Lingering questions:¶
- Is anything critical missing from the API? Obviously, individual SDP options are ill-defined at this point, and it may be that we need a few more small functions here and there.
- Similarly, is there anything defined in the API that we won't need? I was having trouble coming up with code snippets to get RTP options, for instance, but I didn't want to remove them.
- Is the current idea for SDP representation a good one? Or should the API settle on a specific representation of SDPs for getting/setting, leaving conversion to channel drivers?
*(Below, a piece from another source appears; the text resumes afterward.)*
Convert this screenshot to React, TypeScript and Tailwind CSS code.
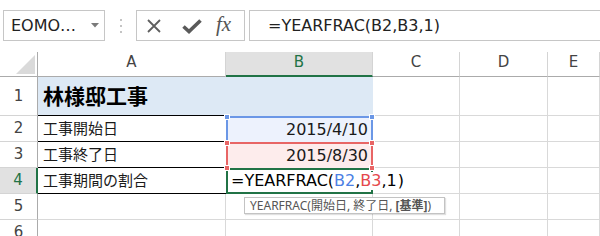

- The API is ambiguous about when it allocates an RTP instance. My current thought is that this is on purpose since new features may require us to allocate the RTP session at a different time than we currently do. Should we be more explicit, though?
- The ownership model of
ast_sdp_options
may be wasteful. Currently, you allocate the options each time you create a new SDP state, and the SDP state inherits ownership of the options. It may be more prudent to allocate SDP options at endpoint creation time. Then just pass the same SDP options structure into each allocation of an SDP state. Each SDP state would just gain a reference to the (immutable) SDP options.